* BEGIN SUPPLIED INFORMATION *

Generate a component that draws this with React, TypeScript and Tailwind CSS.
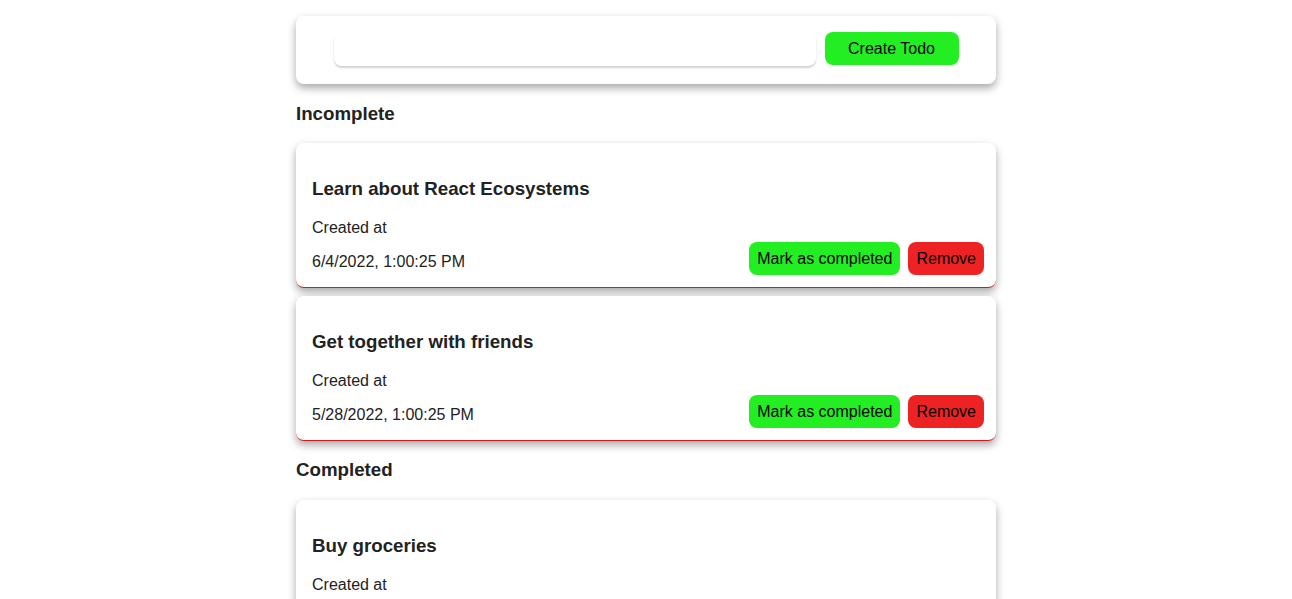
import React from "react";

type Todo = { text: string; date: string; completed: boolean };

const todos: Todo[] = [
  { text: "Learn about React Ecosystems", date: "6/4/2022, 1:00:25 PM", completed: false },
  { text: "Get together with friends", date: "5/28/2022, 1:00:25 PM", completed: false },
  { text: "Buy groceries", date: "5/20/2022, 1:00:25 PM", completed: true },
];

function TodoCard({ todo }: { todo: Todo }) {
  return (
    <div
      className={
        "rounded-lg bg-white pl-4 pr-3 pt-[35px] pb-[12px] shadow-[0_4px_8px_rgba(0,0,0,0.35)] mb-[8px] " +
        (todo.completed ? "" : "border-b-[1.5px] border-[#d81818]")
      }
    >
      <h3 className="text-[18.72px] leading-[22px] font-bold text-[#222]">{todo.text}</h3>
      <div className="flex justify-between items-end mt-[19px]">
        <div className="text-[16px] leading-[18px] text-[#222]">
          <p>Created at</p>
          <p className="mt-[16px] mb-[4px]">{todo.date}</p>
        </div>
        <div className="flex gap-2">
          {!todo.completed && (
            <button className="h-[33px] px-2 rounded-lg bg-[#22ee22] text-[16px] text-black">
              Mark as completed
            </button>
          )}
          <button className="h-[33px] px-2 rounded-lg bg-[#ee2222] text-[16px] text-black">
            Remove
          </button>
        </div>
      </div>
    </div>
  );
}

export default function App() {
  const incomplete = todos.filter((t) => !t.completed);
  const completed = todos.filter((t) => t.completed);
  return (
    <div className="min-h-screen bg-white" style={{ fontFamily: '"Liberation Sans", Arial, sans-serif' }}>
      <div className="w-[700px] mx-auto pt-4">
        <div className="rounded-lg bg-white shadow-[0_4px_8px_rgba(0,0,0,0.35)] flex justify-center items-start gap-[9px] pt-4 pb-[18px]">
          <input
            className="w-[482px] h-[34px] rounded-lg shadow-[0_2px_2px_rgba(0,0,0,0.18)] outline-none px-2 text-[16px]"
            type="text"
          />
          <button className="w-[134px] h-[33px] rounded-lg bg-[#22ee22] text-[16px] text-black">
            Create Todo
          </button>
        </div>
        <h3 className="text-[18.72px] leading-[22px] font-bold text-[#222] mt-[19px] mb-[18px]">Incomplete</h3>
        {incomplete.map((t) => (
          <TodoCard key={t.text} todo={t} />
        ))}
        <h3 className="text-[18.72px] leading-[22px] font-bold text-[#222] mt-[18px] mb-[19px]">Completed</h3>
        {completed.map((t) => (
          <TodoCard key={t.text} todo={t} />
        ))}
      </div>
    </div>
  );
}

* END SUPPLIED INFORMATION *

§ **INSTRUCTION**: Set down all the data again exactly as above, pictures excluded.

§ **SOLUTION FOR THIS EXERCISE**:
Generate a component that draws this with React, TypeScript and Tailwind CSS.
import React from "react";

type Todo = { text: string; date: string; completed: boolean };

const todos: Todo[] = [
  { text: "Learn about React Ecosystems", date: "6/4/2022, 1:00:25 PM", completed: false },
  { text: "Get together with friends", date: "5/28/2022, 1:00:25 PM", completed: false },
  { text: "Buy groceries", date: "5/20/2022, 1:00:25 PM", completed: true },
];

function TodoCard({ todo }: { todo: Todo }) {
  return (
    <div
      className={
        "rounded-lg bg-white pl-4 pr-3 pt-[35px] pb-[12px] shadow-[0_4px_8px_rgba(0,0,0,0.35)] mb-[8px] " +
        (todo.completed ? "" : "border-b-[1.5px] border-[#d81818]")
      }
    >
      <h3 className="text-[18.72px] leading-[22px] font-bold text-[#222]">{todo.text}</h3>
      <div className="flex justify-between items-end mt-[19px]">
        <div className="text-[16px] leading-[18px] text-[#222]">
          <p>Created at</p>
          <p className="mt-[16px] mb-[4px]">{todo.date}</p>
        </div>
        <div className="flex gap-2">
          {!todo.completed && (
            <button className="h-[33px] px-2 rounded-lg bg-[#22ee22] text-[16px] text-black">
              Mark as completed
            </button>
          )}
          <button className="h-[33px] px-2 rounded-lg bg-[#ee2222] text-[16px] text-black">
            Remove
          </button>
        </div>
      </div>
    </div>
  );
}

export default function App() {
  const incomplete = todos.filter((t) => !t.completed);
  const completed = todos.filter((t) => t.completed);
  return (
    <div className="min-h-screen bg-white" style={{ fontFamily: '"Liberation Sans", Arial, sans-serif' }}>
      <div className="w-[700px] mx-auto pt-4">
        <div className="rounded-lg bg-white shadow-[0_4px_8px_rgba(0,0,0,0.35)] flex justify-center items-start gap-[9px] pt-4 pb-[18px]">
          <input
            className="w-[482px] h-[34px] rounded-lg shadow-[0_2px_2px_rgba(0,0,0,0.18)] outline-none px-2 text-[16px]"
            type="text"
          />
          <button className="w-[134px] h-[33px] rounded-lg bg-[#22ee22] text-[16px] text-black">
            Create Todo
          </button>
        </div>
        <h3 className="text-[18.72px] leading-[22px] font-bold text-[#222] mt-[19px] mb-[18px]">Incomplete</h3>
        {incomplete.map((t) => (
          <TodoCard key={t.text} todo={t} />
        ))}
        <h3 className="text-[18.72px] leading-[22px] font-bold text-[#222] mt-[18px] mb-[19px]">Completed</h3>
        {completed.map((t) => (
          <TodoCard key={t.text} todo={t} />
        ))}
      </div>
    </div>
  );
}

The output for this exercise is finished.